Roselle Mayor Donald Shaw has made news by evicting a disabled senior citizen from his home of 24 years, failing to disclose his criminal conviction for selling heroin when he was hired as recreation director, and running up nearly $5000 in EZ Pass violations but instead of responding to requests for interviews, he is taking a page from the playbook of former Republican President Donald Trump and attacking the messenger.

Shaw, an Elizabeth homeowner who is seeking re-election as Mayor of Roselle while the borough government is in pandemonium, suffering an exodus of top-level employees that left major gaps in municipal services, is now lashing out in desperation by importing campaign workers from Hudson County who were paid $500 each to pass out leaflets and filing an unprecedented lawsuit aimed at silencing critics in the media.

In a lawsuit filed Friday, Shaw wants to silence journalists who have exposed his misconduct in the waning days of his primary election campaign, in an act of desperation as former Assemblyman Jamel Holley appears likely to win the Democratic nomination.

“Roselle Mayor Donald Shaw is a convicted drug dealer who spent time behind bars at New York’s notorious Riker’s Island after he admitted to selling heroin,” said James J. Devine, a former Elizabeth Daily Journal reporter who became publisher of New Jersey’s oldest weekly newspaper in 1997.

Devine, a progressive campaign strategist, was credited with helping Bill Clinton become the first Democrat to earn New Jersey’s electoral votes since 1964, when he served as political director at the Democratic State Committee.

He also managed Wilda Diaz’s 2008 upset landslide victory for mayor of Perth Amboy and guided Lisa McCormick’s stunning performance in the 2018 US Senate primary, in which the challenger earned nearly four out of ten ballots cast on a budget of less than $5000.

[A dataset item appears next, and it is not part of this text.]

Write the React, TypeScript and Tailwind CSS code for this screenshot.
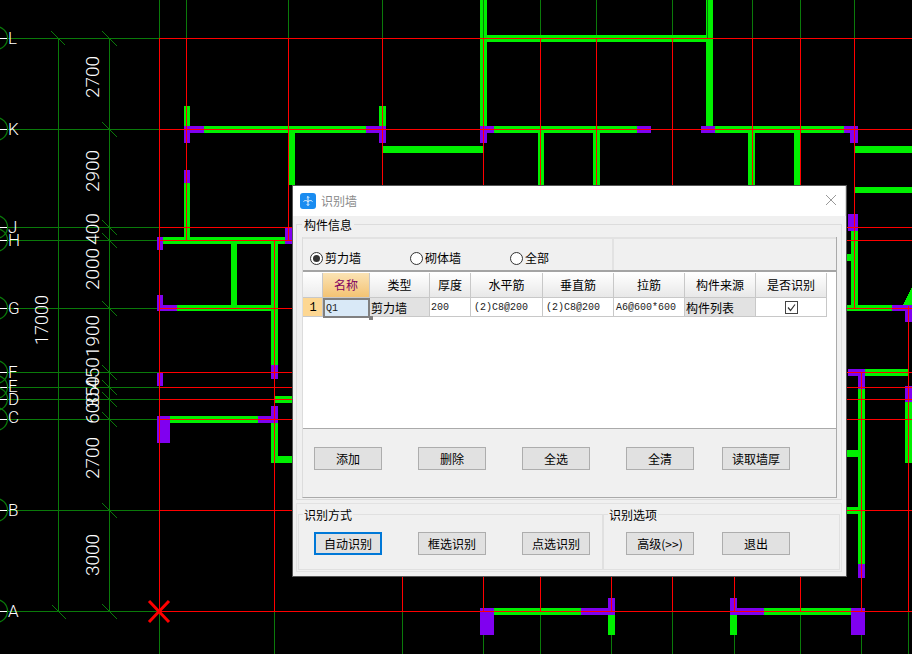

Shaw falsely alleged that the publisher of New Jersey’s oldest weekly newspaper is ‘a political committee’ but his hopes to freeze the assets of Devine and others associated with the newspaper are expected to result in a strong rebuke.

Devine said he is considering a federal action against Shaw using the Ku Klux Klan Act, a law enacted to enforce the Provisions of the Fourteenth Amendment to the Constitution of the United States.

The journalist and Democratic consultant said he is looking for a lawyer to draft a complaint alleging conspiracy to intimidate and retaliate against him by anti-abortion state Senator Joseph Cryan, who has orchestrated an off-the-books smear campaign against Holley in Roselle that illegally coordinated with Shaw and others.

“Any bona fide newspaper is exempt from political campaign financial disclosure laws so the publication that was mailed to residents of Elizabeth, Union, and Roselle — as well as its digital online embodiment, NJTODAY.NET—is not required to make any reports to the Election Law Enforcement Commission,” said Devine. “In fact, New Jersey law has a strong newspaper shield law that protects journalists from having to answer any questions concerning the gathering of information and publication of stories. I hope to have the lawyers who filed this complaint disbarred or otherwise sanctioned for this blatant abuse of process.”

The New Jersey Shield Law, N.J.S.A. 2A:84A-21 et seq. and N.J.R.E. 508 “provides the news media far-reaching protections that are equaled by few states in the nation.” It affords journalists a broad privilege against compulsory disclosure of the information they gather and the identities of the sources of that information.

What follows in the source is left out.